Is it just a case of Irredentism?
Gemüsepizza;44666174 said:This seems to be a video of the incident reported earlier:
http://www.youtube.com/watch?v=YppuMRmwOVs&feature=youtu.be
Nice de-escalation strategy... those Palestinians looked really dangerous.
I'd say that was a pretty poor strategy indeed. Assuming they're shooting at these people with rubber bullets? They seemed pretty harmless, no idea why they shot at them.
It was aid from the US. It was frozen several months ago I think for some reason, and they held back on it for a while. They finally gave it (or are giving it) now.
We are seeing a partial video from one perspective. I am not condoning the actions that the soldiers took (shooting at the crowd), but from their side, they probably saw a frenzied crowd forming very close to the border. They definitely should have taken better action, but I can understand why they may have felt the need to disperse the crowd.
What was that about anyway?
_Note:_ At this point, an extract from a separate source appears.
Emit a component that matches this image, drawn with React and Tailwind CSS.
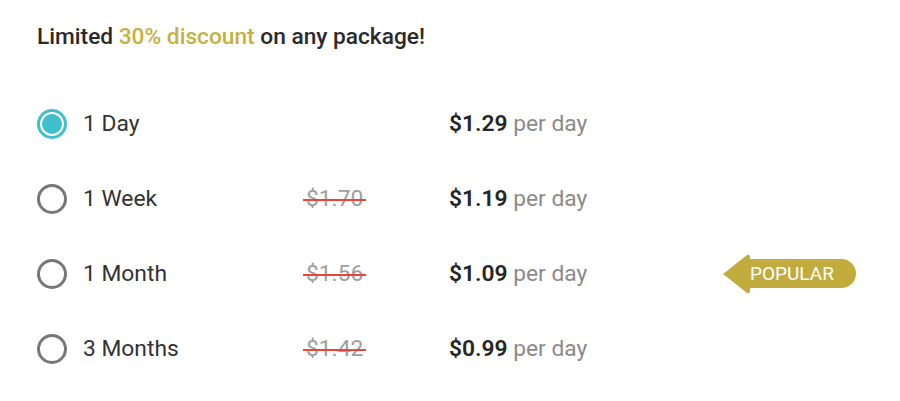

What were they doing/filming?
What does this mean? https://twitter.com/alqassambrigade/status/272094326354477056
3:35AM EST November 25. 2012 -
GAZA CITY, Gaza Strip (AP) A leading Islamic cleric in the Gaza Strip has ruled it a sin to violate the recent cease-fire between Israel and the Hamas militant group that controls the Palestinian territory.
The fatwa, or religious edict, issued by Suleiman al-Daya late Saturday accords a religious legitimacy to the truce and could justify any act by Gaza's government to enforce it.
"Honoring the truce, which was sponsored by our Egyptian brethren, is the duty of each and every one of us. Violating it shall constitute a sin," the fatwa read.
The Wednesday truce put an end to an eight-day Israeli offensive against Gaza militants who fired rockets into Israel. The agreement remains fragile because details beyond the initial cease-fire have not yet been worked out.